From ffc90d68e1de6764bb969c6c2744dc6ffd0ab818 Mon Sep 17 00:00:00 2001
From: jreback <jeff@reback.net>
Date: Fri, 10 May 2013 10:40:54 -0400
Subject: [PATCH 1/2] BUG: non-unique indexers with a list-like now return in
 the same order as the passed values

---
 RELEASE.rst                   |  1 +
 doc/source/indexing.rst       |  3 +++
 pandas/core/index.py          | 13 +++++++++++++
 pandas/core/indexing.py       | 19 +++----------------
 pandas/index.pyx              | 29 +++++++++++++++++++++++++++++
 pandas/tests/test_frame.py    | 24 ++++++++++++++++++++++--
 pandas/tests/test_indexing.py | 10 ++++++++++
 7 files changed, 81 insertions(+), 18 deletions(-)

diff --git a/RELEASE.rst b/RELEASE.rst
index 31627cec01d1e..84c1bcf974549 100644
--- a/RELEASE.rst
+++ b/RELEASE.rst
@@ -148,6 +148,7 @@ pandas 0.11.1
 .. _GH3552: https://github.com/pydata/pandas/issues/3552
 .. _GH3562: https://github.com/pydata/pandas/issues/3562
 .. _GH3586: https://github.com/pydata/pandas/issues/3586
+.. _GH3561: https://github.com/pydata/pandas/issues/3561
 .. _GH3493: https://github.com/pydata/pandas/issues/3493
 .. _GH3579: https://github.com/pydata/pandas/issues/3579
 .. _GH3593: https://github.com/pydata/pandas/issues/3593
diff --git a/doc/source/indexing.rst b/doc/source/indexing.rst
index d67a2d51cc1b8..55b7e653c3630 100644
--- a/doc/source/indexing.rst
+++ b/doc/source/indexing.rst
@@ -1368,6 +1368,9 @@ incompatible the new object internals are with the ``Index`` functions):
   - ``slice_locs``: returns the "range" to slice between two labels
   - ``get_indexer``: Computes the indexing vector for reindexing / data
     alignment purposes. See the source / docstrings for more on this
+  - ``get_indexer_non_unique``: Computes the indexing vector for reindexing / data
+    alignment purposes when the index is non-unique. See the source / docstrings 
+    for more on this
   - ``reindex``: Does any pre-conversion of the input index then calls
     ``get_indexer``
   - ``union``, ``intersection``: computes the union or intersection of two
diff --git a/pandas/core/index.py b/pandas/core/index.py
index 7baae543714ec..4bf53c00d0f61 100644
--- a/pandas/core/index.py
+++ b/pandas/core/index.py
@@ -859,6 +859,19 @@ def get_indexer(self, target, method=None, limit=None):
 
         return com._ensure_platform_int(indexer)
 
+    def get_indexer_non_unique(self, target, **kwargs):
+        """ return an indexer suitable for takng from a non unique index
+            return the labels in the same order ast the target,
+            target must be an iterable """

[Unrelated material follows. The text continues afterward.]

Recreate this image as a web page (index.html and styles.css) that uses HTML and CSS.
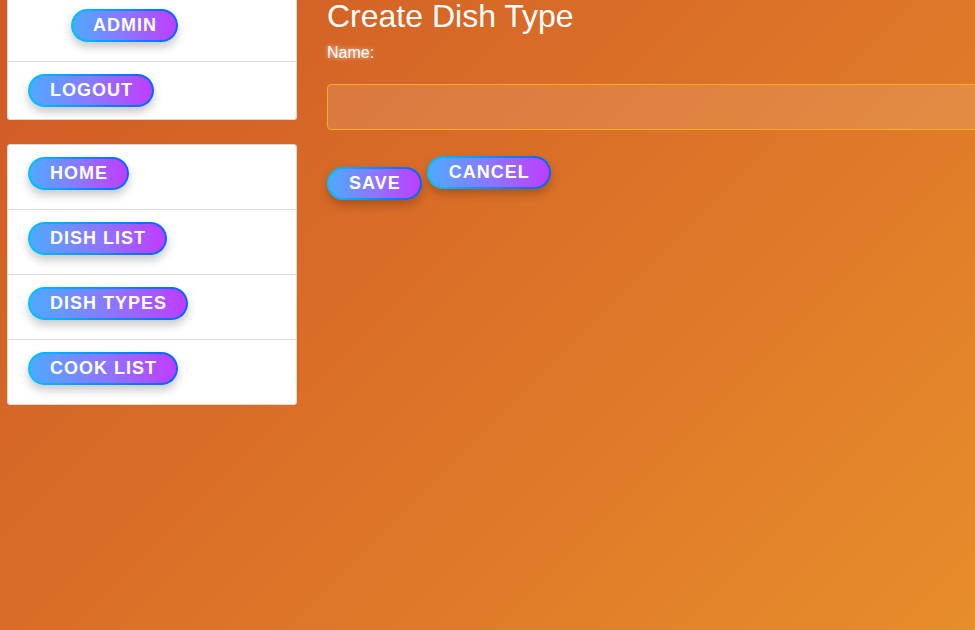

+        target = _ensure_index(target)
+        pself, ptarget = self._possibly_promote(target)
+        if pself is not self or ptarget is not target:
+            return pself.get_indexer_non_unique(ptarget)
+
+        if self.is_all_dates:
+            return Index(Index(self.asi8)._engine.get_indexer_non_unique(target.asi8))
+        return Index(self._engine.get_indexer_non_unique(target.values))
+
     def _possibly_promote(self, other):
         # A hack, but it works
         from pandas.tseries.index import DatetimeIndex
diff --git a/pandas/core/indexing.py b/pandas/core/indexing.py
index bc8b7a3646a33..fd2c89b019a2f 100644
--- a/pandas/core/indexing.py
+++ b/pandas/core/indexing.py
@@ -458,8 +458,8 @@ def _reindex(keys, level=None):
             if labels.is_unique:
                 return _reindex(keyarr, level=level)
             else:
-                mask = labels.isin(keyarr)
-                return self.obj.take(mask.nonzero()[0], axis=axis, convert=False)
+                indexer = labels.get_indexer_non_unique(keyarr)
+                return self.obj.take(indexer, axis=axis, convert=False)
 
     def _convert_to_indexer(self, obj, axis=0):
         """
@@ -569,20 +569,7 @@ def _convert_to_indexer(self, obj, axis=0):
 
                     # non-unique (dups)
                     else:
-                        indexer = []
-                        check   = np.arange(len(labels))
-                        lvalues = labels.values
-                        for x in objarr:
-                            # ugh
-                            to_or = lib.map_infer(lvalues, x.__eq__)
-                            if not to_or.any():
-                                raise KeyError('%s not in index' % str(x))
-
-                            # add the indicies (as we want to take)
-                            indexer.extend(check[to_or])
-
-                        indexer = Index(indexer)
-
+                        indexer = check = labels.get_indexer_non_unique(objarr)
 
                 mask = check == -1
                 if mask.any():
diff --git a/pandas/index.pyx b/pandas/index.pyx
index 2ad5474549ec6..bd1bef9408717 100644
--- a/pandas/index.pyx
+++ b/pandas/index.pyx
@@ -267,8 +267,37 @@ cdef class IndexEngine:
         self._ensure_mapping_populated()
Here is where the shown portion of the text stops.